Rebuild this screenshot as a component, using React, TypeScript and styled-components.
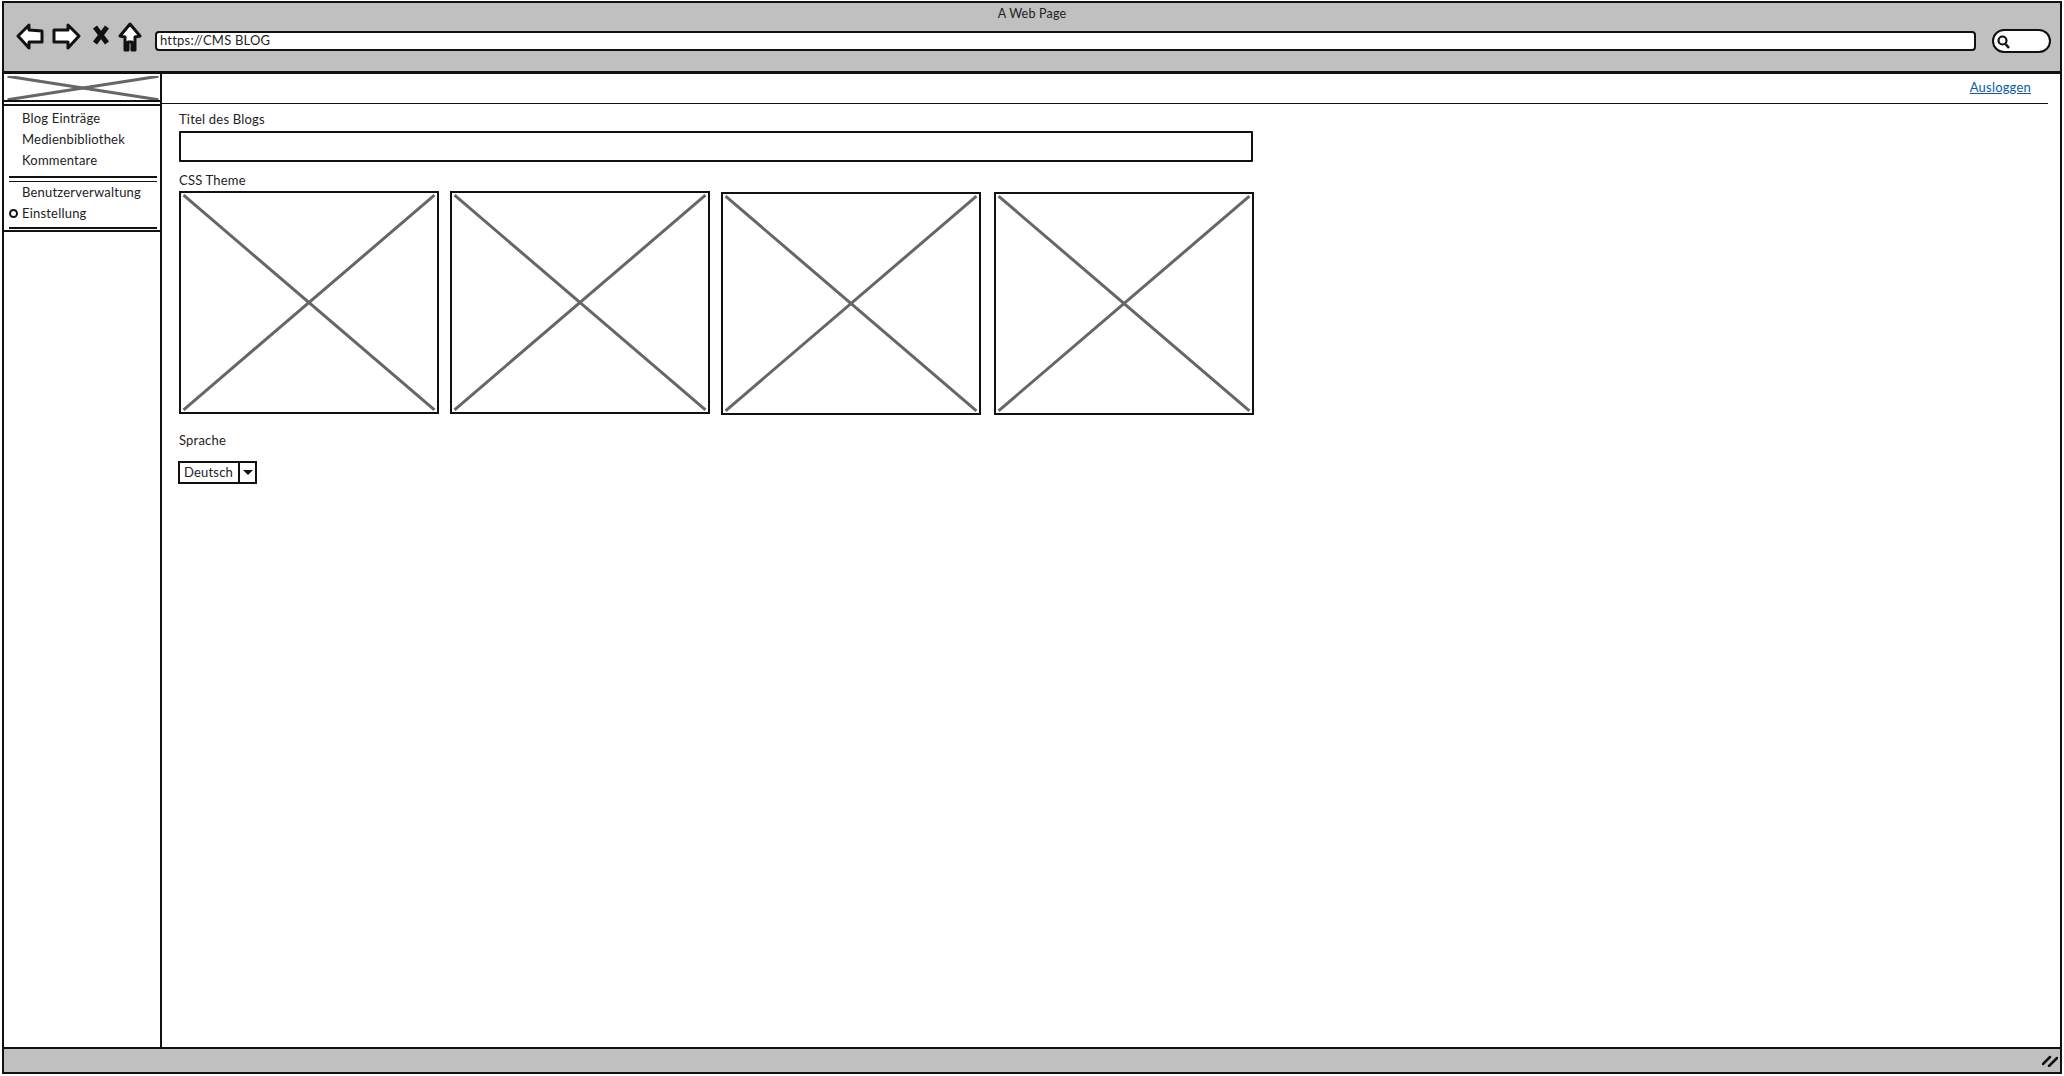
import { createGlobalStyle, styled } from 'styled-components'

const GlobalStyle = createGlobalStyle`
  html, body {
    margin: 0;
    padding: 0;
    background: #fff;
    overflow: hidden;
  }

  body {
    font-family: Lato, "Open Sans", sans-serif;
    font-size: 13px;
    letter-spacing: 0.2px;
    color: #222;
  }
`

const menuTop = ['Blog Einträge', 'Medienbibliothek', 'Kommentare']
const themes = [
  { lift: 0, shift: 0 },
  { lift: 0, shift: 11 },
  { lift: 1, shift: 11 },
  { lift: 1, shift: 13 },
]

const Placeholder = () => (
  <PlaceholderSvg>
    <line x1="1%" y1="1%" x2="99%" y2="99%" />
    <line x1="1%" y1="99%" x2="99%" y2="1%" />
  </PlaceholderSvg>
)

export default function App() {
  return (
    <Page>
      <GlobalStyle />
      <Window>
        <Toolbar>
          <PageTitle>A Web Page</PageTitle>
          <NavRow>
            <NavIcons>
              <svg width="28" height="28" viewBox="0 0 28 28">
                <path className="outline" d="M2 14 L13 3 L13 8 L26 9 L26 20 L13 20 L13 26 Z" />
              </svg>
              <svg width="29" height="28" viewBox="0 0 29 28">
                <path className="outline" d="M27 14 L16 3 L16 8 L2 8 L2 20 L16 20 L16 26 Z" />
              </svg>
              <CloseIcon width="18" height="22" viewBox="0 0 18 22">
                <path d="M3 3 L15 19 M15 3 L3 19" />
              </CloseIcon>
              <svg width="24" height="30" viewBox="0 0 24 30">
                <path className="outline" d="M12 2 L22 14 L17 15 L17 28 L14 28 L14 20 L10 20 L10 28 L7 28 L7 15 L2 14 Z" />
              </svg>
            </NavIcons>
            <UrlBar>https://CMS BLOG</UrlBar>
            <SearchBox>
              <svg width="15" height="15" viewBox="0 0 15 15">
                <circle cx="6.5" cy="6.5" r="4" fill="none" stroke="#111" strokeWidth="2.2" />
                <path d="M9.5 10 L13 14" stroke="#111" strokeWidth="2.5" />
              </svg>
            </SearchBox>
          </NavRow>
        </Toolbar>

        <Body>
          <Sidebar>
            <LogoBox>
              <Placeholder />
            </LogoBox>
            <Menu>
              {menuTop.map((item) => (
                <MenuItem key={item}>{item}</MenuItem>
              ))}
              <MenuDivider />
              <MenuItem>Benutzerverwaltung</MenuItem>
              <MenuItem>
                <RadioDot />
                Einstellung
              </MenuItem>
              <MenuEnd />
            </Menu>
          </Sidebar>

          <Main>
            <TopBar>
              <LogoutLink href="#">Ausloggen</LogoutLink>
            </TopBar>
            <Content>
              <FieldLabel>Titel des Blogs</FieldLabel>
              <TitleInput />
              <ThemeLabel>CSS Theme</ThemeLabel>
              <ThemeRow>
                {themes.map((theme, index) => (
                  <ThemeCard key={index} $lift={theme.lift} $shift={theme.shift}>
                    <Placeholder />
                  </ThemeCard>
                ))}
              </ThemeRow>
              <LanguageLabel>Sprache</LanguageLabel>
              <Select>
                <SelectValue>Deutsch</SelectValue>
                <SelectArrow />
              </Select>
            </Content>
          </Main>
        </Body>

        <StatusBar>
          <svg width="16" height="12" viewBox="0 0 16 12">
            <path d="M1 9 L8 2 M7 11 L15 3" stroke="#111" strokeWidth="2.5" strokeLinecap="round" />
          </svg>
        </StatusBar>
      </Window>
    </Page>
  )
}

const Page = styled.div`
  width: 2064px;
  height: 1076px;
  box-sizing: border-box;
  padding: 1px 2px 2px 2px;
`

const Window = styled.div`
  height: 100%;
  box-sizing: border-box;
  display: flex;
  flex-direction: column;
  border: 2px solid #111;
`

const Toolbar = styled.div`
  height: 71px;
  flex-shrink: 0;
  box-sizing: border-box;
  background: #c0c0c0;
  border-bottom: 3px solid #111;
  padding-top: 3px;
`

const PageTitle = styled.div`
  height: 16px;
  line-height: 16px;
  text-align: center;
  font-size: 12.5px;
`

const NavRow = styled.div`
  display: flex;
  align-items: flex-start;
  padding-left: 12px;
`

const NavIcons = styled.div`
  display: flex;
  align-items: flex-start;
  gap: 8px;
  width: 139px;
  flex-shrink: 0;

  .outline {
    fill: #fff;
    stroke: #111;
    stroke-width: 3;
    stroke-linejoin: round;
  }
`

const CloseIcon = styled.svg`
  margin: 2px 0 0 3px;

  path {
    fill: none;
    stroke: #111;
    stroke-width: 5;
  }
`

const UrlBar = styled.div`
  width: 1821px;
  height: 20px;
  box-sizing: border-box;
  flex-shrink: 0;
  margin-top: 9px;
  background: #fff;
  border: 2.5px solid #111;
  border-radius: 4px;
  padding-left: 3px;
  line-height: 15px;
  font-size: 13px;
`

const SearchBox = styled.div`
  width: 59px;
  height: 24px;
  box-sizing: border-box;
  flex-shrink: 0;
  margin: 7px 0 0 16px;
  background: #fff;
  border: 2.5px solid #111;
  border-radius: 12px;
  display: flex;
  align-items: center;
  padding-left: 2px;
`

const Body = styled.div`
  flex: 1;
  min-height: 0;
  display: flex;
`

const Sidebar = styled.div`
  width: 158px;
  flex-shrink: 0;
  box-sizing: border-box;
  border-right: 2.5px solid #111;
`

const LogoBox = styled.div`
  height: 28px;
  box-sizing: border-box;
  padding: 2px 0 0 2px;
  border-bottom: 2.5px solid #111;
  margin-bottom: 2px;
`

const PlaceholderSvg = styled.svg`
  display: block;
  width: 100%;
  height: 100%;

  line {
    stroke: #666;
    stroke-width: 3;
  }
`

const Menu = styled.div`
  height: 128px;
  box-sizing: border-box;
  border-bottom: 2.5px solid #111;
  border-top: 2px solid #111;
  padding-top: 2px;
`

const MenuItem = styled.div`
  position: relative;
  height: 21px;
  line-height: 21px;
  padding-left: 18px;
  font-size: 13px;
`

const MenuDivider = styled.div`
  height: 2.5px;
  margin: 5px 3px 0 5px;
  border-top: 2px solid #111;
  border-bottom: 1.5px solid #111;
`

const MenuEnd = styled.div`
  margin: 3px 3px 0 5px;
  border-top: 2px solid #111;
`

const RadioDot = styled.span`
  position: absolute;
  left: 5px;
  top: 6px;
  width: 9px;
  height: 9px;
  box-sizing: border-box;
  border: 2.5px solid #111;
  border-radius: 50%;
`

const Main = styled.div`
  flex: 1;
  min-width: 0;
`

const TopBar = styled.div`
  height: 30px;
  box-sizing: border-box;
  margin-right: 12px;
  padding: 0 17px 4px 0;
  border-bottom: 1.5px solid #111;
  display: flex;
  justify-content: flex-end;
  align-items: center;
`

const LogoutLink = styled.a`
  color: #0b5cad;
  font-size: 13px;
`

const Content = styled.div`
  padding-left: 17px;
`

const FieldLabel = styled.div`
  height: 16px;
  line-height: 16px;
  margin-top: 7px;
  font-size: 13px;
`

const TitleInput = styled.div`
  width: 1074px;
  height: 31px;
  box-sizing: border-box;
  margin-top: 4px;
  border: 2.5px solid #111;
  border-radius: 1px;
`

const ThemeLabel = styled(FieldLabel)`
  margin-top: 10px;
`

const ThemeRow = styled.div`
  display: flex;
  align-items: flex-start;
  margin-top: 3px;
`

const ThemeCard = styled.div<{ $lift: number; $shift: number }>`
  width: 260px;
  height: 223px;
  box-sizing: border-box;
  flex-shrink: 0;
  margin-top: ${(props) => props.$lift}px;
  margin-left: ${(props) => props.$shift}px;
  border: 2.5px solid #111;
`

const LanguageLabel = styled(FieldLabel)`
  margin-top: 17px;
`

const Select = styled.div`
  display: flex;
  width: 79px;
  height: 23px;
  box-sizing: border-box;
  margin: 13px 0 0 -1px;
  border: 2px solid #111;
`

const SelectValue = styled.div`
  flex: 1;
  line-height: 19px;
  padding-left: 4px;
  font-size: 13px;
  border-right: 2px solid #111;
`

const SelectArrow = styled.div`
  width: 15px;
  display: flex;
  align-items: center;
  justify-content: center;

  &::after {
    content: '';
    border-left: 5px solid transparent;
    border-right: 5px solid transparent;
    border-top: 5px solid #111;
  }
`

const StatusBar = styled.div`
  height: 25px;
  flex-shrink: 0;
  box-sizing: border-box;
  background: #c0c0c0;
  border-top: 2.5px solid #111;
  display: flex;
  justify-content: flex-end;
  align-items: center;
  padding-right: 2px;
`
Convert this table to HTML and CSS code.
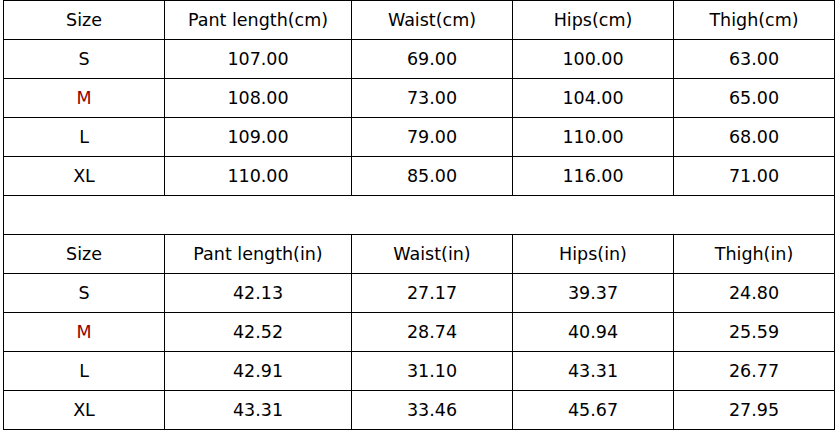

> [What you are asked to do]: Examine the listing and say how many of its lines contain the string "components". Give the number alone.

> [Answer to the exercise]: 2